Tras las engañosas apariencias de grandeza real, en Hungría se daba una estructura feudal heredada del pasado, con gran miseria entre los campesinos carentes de tierras, y gran lujo entre las pocas familias aristocráticas que literalmente eran propietarias del país, un lujo muy superior al existente en cualquier otro país de aquella zona dominada por la pobreza, patria de los desheredados de Europa. Este fondo de cuestiones sociales sin resolver y de atraso general daba a la sociedad de Budapest un especial matiz. Parecía que los húngaros fueran un grupo de ilusionistas que, tras vivir de engaños durante largo tiempo, hubieran perdido totalmente el sentido de la congruencia. En los primeros años treinta, bajo la influencia del fascismo italiano, apareció en Hungría un fuerte movimiento fascista, el llamado movimiento de las Cruces y Flechas. Y en 1938, siguiendo el ejemplo de Italia, se dictaron las primeras medidas legislativas antisemitas. Pese a la fuerte influencia que la Iglesia católica ejercía en el país, las normas antisemitas eran de aplicación a los judíos bautizados que se habían convertido con posterioridad a 1919, y, tres años después, quedaron también incluidos los judíos convertidos antes de dicho año.
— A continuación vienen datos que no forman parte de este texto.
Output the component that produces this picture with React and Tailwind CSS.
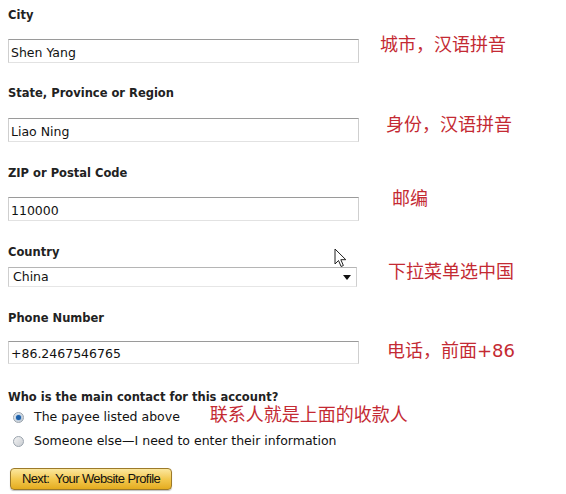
import React from 'react'

const labelCls = 'h-4 leading-4 text-[11.5px] font-bold text-[#222]'
const noteCls = 'text-[18px] leading-none text-[#c42a33] whitespace-nowrap'

const TextBox = ({ value, h = 'h-6' }) => (
     <div className={`${h} w-[351px] shrink-0 flex items-center pl-[2px] pt-1 bg-white border border-[#cfcfcf] border-t-[#9a9a9a] border-b-[#e2e2e2] text-[12.5px] text-[#111]`}>
          {value}
     </div>
)

const Radio = ({ checked }) => (
     <span className="w-[11px] h-[11px] shrink-0 rounded-full border border-[#9aa3ad] bg-gradient-to-br from-[#f4f4f4] to-[#c9cdd2] flex items-center justify-center">
          {checked && <span className="w-[5px] h-[5px] rounded-full bg-[#1d5fa8] shadow-[0_0_2px_#3d8fe0]" />}
     </span>
)

export default function App() {
     return (
          <div
               className="relative w-[566px] h-[494px] bg-white overflow-hidden pl-2 pt-[7px]"
               style={{ fontFamily: '"DejaVu Sans", Verdana, "Noto Sans CJK SC", sans-serif' }}
          >
               {/* City */}
               <div className={labelCls}>City</div>
               <div className="mt-4 h-6 flex items-center">
                    <TextBox value="Shen Yang" />
                    <span className={`${noteCls} ml-[21px] mb-[12px]`}>城市，汉语拼音</span>
               </div>

               {/* State */}
               <div className={`${labelCls} mt-[22px]`}>State, Province or Region</div>
               <div className="mt-[17px] h-6 flex items-center">
                    <TextBox value="Liao Ning" />
                    <span className={`${noteCls} ml-[27px] mb-[10px]`}>身份，汉语拼音</span>
               </div>

               {/* ZIP */}
               <div className={`${labelCls} mt-[23px]`}>ZIP or Postal Code</div>
               <div className="mt-4 h-6 flex items-center">
                    <TextBox value="110000" />
                    <span className={`${noteCls} ml-[33px] mb-[20px]`}>邮编</span>
               </div>

               {/* Country */}
               <div className={`${labelCls} mt-[23px]`}>Country</div>
               <div className="mt-[7px] h-5 flex items-center">
                    <div className="h-5 w-[349px] shrink-0 flex items-center justify-between pl-[4px] pr-[5px] pt-px bg-white border border-[#cfcfcf] border-t-[#b5b5b5] border-b-[#e6e6e6] text-[12.5px] text-[#111]">
                         <span>China</span>
                         <svg width="8" height="5" viewBox="0 0 8 5"><path d="M0 0h8L4 5z" fill="#111" /></svg>
                    </div>
                    <span className={`${noteCls} ml-[31px] mb-[10px]`}>下拉菜单选中国</span>
               </div>

               {/* Phone */}
               <div className={`${labelCls} mt-[23px]`}>Phone Number</div>
               <div className="mt-[15px] h-[23px] flex items-center">
                    <TextBox value="+86.2467546765" h="h-[23px]" />
                    <span className={`${noteCls} ml-[28px] mb-[3px]`}>电话，前面+86</span>
               </div>

               {/* Contact */}
               <div className={`${labelCls} mt-[25px]`}>Who is the main contact for this account?</div>
               <div className="mt-px h-[22px] flex items-center pl-[5px] text-[12.5px] text-[#111]">
                    <Radio checked />
                    <span className="ml-[10px]">The payee listed above</span>
                    <span className={`${noteCls} ml-[30px] mb-[4px]`}>联系人就是上面的收款人</span>
               </div>
               <div className="mt-[2px] h-[22px] flex items-center pl-[5px] text-[12.5px] text-[#111]">
                    <Radio />
                    <span className="ml-[10px]">Someone else—I need to enter their information</span>
               </div>

               <div className="mt-4 ml-[2px] w-[162px] h-[22px] rounded-[4px] border border-[#9c7a2a] bg-gradient-to-b from-[#fbe79c] via-[#f3c94e] to-[#e4ac1c] shadow-[0_1px_1px_rgba(0,0,0,0.25)] flex items-center justify-center">
                    <span className="text-[13px] text-[#111] tracking-[-0.6px]" style={{ fontFamily: '"Liberation Sans", Arial, sans-serif' }}>
                         Next:&nbsp; Your Website Profile
                    </span>
               </div>

               {/* mouse cursor */}
               <svg className="absolute left-[334px] top-[248px]" width="13" height="20" viewBox="0 0 13 20">
                    <path d="M1 1v15l3.5-3.5 2.6 6 2.3-1-2.6-5.8h5z" fill="#fff" stroke="#222" strokeWidth="1" strokeLinejoin="round" />
               </svg>
          </div>
     )
}
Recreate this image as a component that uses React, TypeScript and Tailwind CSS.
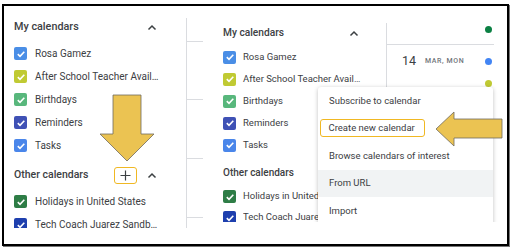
import React from "react";

const Chevron = () => (
  <svg width="10" height="7" viewBox="0 0 10 7" className="shrink-0">
    <path d="M1.5 5.5 L5 2 L8.5 5.5" fill="none" stroke="#3c4043" strokeWidth="1.5" />
  </svg>
);

const Check = ({ color, size }: { color: string; size: number }) => (
  <div className="flex items-center justify-center rounded-[2px] shrink-0" style={{ background: color, width: size, height: size }}>
    <svg width={size - 3} height={size - 3} viewBox="0 0 10 10">
      <path d="M1.8 5.2 L4 7.3 L8.3 2.8" fill="none" stroke="#fff" strokeWidth="1.6" />
    </svg>
  </div>
);

const myCals = [
  { name: "Rosa Gamez", color: "#4a8ee6" },
  { name: "After School Teacher Avail\u2026", color: "#c0ca33" },
  { name: "Birthdays", color: "#58b77c" },
  { name: "Reminders", color: "#3f51b5" },
  { name: "Tasks", color: "#4a86ea" },
];
const otherCals = [
  { name: "Holidays in United States", color: "#2e7d46" },
  { name: "Tech Coach Juarez Sandb\u2026", color: "#1e3fae" },
];

function LeftShot() {
  return (
    <div className="w-[199px] h-[222px] overflow-hidden flex shrink-0">
      <div className="w-[182px] pl-[10px] pt-[9px] shrink-0">
        <div className="h-[24px] flex items-center pr-[29px]">
          <span className="text-[10.8px] font-medium text-[#3c4043]">My calendars</span>
          <div className="ml-auto"><Chevron /></div>
        </div>
        <div className="mt-[3px]">
          {myCals.map((c) => (
            <div key={c.name} className="h-[23px] flex items-center gap-[8px]">
              <Check color={c.color} size={13} />
              <span className="text-[10px] text-[#3c4043] whitespace-nowrap">{c.name}</span>
            </div>
          ))}
        </div>
        <div className="h-[24px] mt-[6px] flex items-center pr-[29px]">
          <span className="text-[10.5px] font-medium text-[#3c4043]">Other calendars</span>
          <div className="ml-auto mr-[10px] w-[23px] h-[17px] border-[1.5px] border-[#f0b823] rounded-[3px] flex items-center justify-center">
            <svg width="11" height="11" viewBox="0 0 11 11">
              <path d="M5.5 0.5 V10.5 M0.5 5.5 H10.5" stroke="#3c4043" strokeWidth="1.2" />
            </svg>
          </div>
          <Chevron />
        </div>
        <div className="mt-[3px]">
          {otherCals.map((c) => (
            <div key={c.name} className="h-[23px] flex items-center gap-[8px]">
              <Check color={c.color} size={13} />
              <span className="text-[10px] text-[#3c4043] whitespace-nowrap">{c.name}</span>
            </div>
          ))}
        </div>
      </div>
      <div className="flex-1 mt-[12px] border-l border-[#dadce0]">
        <div className="h-[24px] border-b border-[#dadce0]" />
        <div className="h-[58px] border-b border-[#dadce0]" />
        <div className="h-[59px] border-b border-[#dadce0]" />
        <div className="h-[59px] border-b border-[#dadce0]" />
      </div>
    </div>
  );
}

const menuItems = ["Subscribe to calendar", "Create new calendar", "Browse calendars of interest", "From URL", "Import"];

function RightShot() {
  return (
    <div className="relative ml-[5px] w-[298px] h-[216px] overflow-hidden flex shrink-0">
      <div className="w-[178px] pl-[15px] pt-[16px] shrink-0">
        <div className="h-[22px] flex items-center pr-[27px]">
          <span className="text-[10.2px] font-medium text-[#3c4043]">My calendars</span>
          <div className="ml-auto"><Chevron /></div>
        </div>
        <div className="mt-[2px]">
          {myCals.map((c) => (
            <div key={c.name} className="h-[22px] flex items-center gap-[7px]">
              <Check color={c.color} size={13} />
              <span className="text-[9.5px] text-[#3c4043] whitespace-nowrap">{c.name}</span>
            </div>
          ))}
        </div>
        <div className="h-[22px] mt-[5px] flex items-center">
          <span className="text-[10px] font-medium text-[#3c4043]">Other calendars</span>
        </div>
        <div className="mt-[3px]">
          {otherCals.map((c) => (
            <div key={c.name} className="h-[21px] flex items-center gap-[7px]">
              <Check color={c.color} size={13} />
              <span className="text-[9.5px] text-[#3c4043] whitespace-nowrap w-[75px] overflow-hidden">{c.name}</span>
            </div>
          ))}
        </div>
      </div>
      <div className="flex-1 mt-[17px]">
        <div className="w-[108px] h-full border-l border-[#dadce0]">
          <div className="h-[22px] border-b border-[#dadce0] flex justify-end items-start pt-[3px]">
            <div className="w-[7px] h-[7px] rounded-full bg-[#0b8043] mr-[2.5px]" />
          </div>
          <div className="h-[32px] flex items-center pl-[15px]">
            <span className="text-[12.5px] text-[#3c4043]">14</span>
            <span className="ml-[9px] text-[7px] tracking-[0.6px] text-[#70757a] font-medium">MAR, MON</span>
            <div className="ml-auto w-[7px] h-[7px] rounded-full bg-[#4285f4] mr-[2.5px]" />
          </div>
          <div className="h-[12px] flex justify-end items-center">
            <div className="w-[7px] h-[7px] rounded-full bg-[#c0ca33] mr-[2.5px]" />
          </div>
        </div>
      </div>
      <div className="absolute left-[110px] top-[81px] w-[175px] h-[150px] bg-white shadow-[0_1px_4px_rgba(0,0,0,0.25)] rounded-[3px]">
        {menuItems.map((m) =>
          m === "Create new calendar" ? (
            <div key={m} className="h-[27.5px] flex items-center px-[2px]">
              <span className="h-[18px] w-[105px] border-[1.5px] border-[#f0b823] rounded-[3px] flex items-center pl-[7.5px] text-[9.5px] text-[#3c4043] whitespace-nowrap">{m}</span>
            </div>
          ) : (
            <div key={m} className={`h-[27.5px] flex items-center pl-[11px] text-[9.5px] text-[#3c4043] whitespace-nowrap ${m === "From URL" ? "bg-[#f1f3f4]" : ""}`}>
              {m}
            </div>
          )
        )}
      </div>
    </div>
  );
}

export default function App() {
  return (
    <div className="relative w-[512px] h-[250px] bg-white overflow-hidden font-['Roboto',sans-serif]">
      <div className="absolute left-[2px] top-[4px] w-[507px] h-[242px] border-2 border-black shadow-[1px_1px_0_#777]">
        <div className="flex">
          <LeftShot />
          <RightShot />
        </div>
      </div>
      <svg className="absolute inset-0" width="512" height="250" viewBox="0 0 512 250">
        <polygon points="113,95 141,95 141,134 154,134 127,161 100,134 113,134" fill="#ebc352" stroke="#6e6a5e" strokeWidth="0.8" />
        <polygon points="436,129 454,112 454,119 502,119 502,138 454,138 454,146" fill="#ebc352" stroke="#6e6a5e" strokeWidth="0.8" />
      </svg>
    </div>
  );
}
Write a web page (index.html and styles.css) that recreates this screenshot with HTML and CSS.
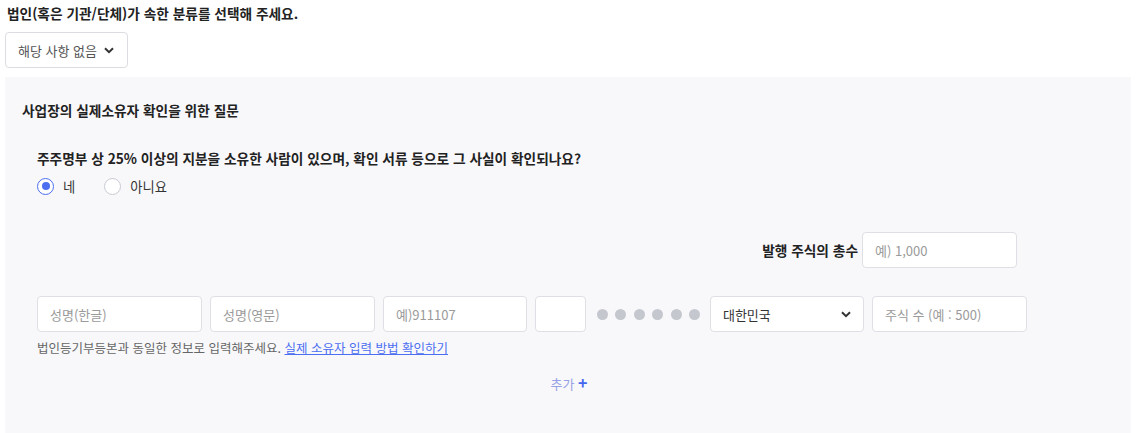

Sin embargo, incluso después de que la política oficial del gobierno llegara a ser totalmente antisemita, basando el antisemitismo en el criterio de la raza, once judíos siguieron sentándose en la cámara alta, y Hungría era el único país del Eje que envió tropas judías ―ciento treinta mil hombres, de servicios auxiliares, pero con uniforme húngaro― al frente del Este. La explicación de estas contradicciones estriba en que los húngaros, pese a la política oficialmente adoptada, distinguían, todavía con mayor énfasis que el existente en otros países, los judíos nativos de los
Ostjuden
, los judíos «magiarizados»de la «Hungría de Trianón» (establecida, cual los restantes estados sucesorios, por el Tratado de Trianón), de los judíos procedentes de los territorios recientemente anexionados. La soberanía húngara fue respetada por el gobierno nazi hasta marzo de 1944, con el resultado de convertirse el país, para los judíos, en una isla de tranquilidad, en medio de un «océano de destrucción». Cuando el Ejército Rojo comenzó a aproximarse, a través de los Cárpatos, a las fronteras húngaras, y el gobierno intentó desesperadamente seguir el ejemplo de Italia y concluir una paz por separado, el gobierno alemán decidió, como es muy comprensible, ocupar el país. Sin embargo, resulta casi increíble que, a aquellas alturas, todavía existiera la obsesión de que «la orden del día debe ser dedicarse de pleno a solucionar el problema judío», ya que la «liquidación» de los judíos era «indispensable requisito previo para la adhesión de Hungría en la presente guerra», como dijo Veesenmayer en un informe dirigido al Ministerio de Asuntos Exteriores, en diciembre de 1943. La «liquidación» comportaba evacuar a ochocientos mil judíos, más un grupo de judíos convertidos, unos ciento o ciento cincuenta mil.